We tried optimizing every set of hyperparameters given in the official implementation, but failed to obtain any promising result that can outperform the previous state of the art in the domain. This rules out the possibility that we used the wrong parameters. We also tinkered extensively with the code and were unable to find any possible bug in the implementation. We provide a few of those experiments in the Additional Experiments section. Some of these experiments gave us the impression that the Reptile meta update rule (main mechanism of the paper) is not crucial to the success of the algorithm.

What was easy

The official repository of the paper was instructive in getting started with the experiments. The main mechanism of the paper is easily understandable especially for those already familiar with the gradient based Meta Learning algorithms - MAML and Reptile. Experimenting on the MNIST dataset was convenient due to its low running time of 7-12 minutes on GPU.

What was difficult

Although the official code repo was easy to start experimenting with, the code given seemed incomplete for verifying several of the secondary mechanisms described in the paper. This made the reproducibility exercise very challenging. For eg., the paper describes the hyperparameter representing the size of the data continuum 'p' as crucial in determining the performance of the model. But we were unable to find any such parameter in the implementation.
Even after extensive hyperparameter optimization experiments and investigations into the implementation, we were unable to reach the performance described in the paper.

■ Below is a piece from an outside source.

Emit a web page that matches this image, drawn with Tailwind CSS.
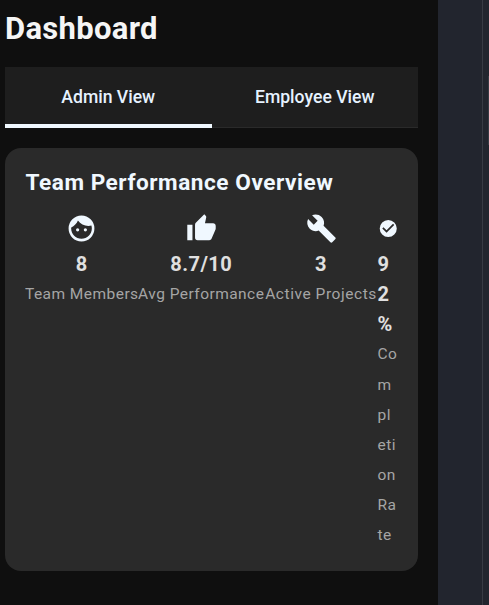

Communication with authors

We were not able to contact the authors. We have created an issue on Github here, but have received no reply so far.

Conclusion

Although we could not find the algorithm to outperform the previous baselines, even the low accuracy value we found did outperform many previous baselines and also demonstrates the usefulness of applying gradient based Reptile techniques on the Incremental Learning domain. However, we would like to encourage the authors to provide a more stable implementation and provide clarification regarding the details of how they were able to obtain the higher accuracies.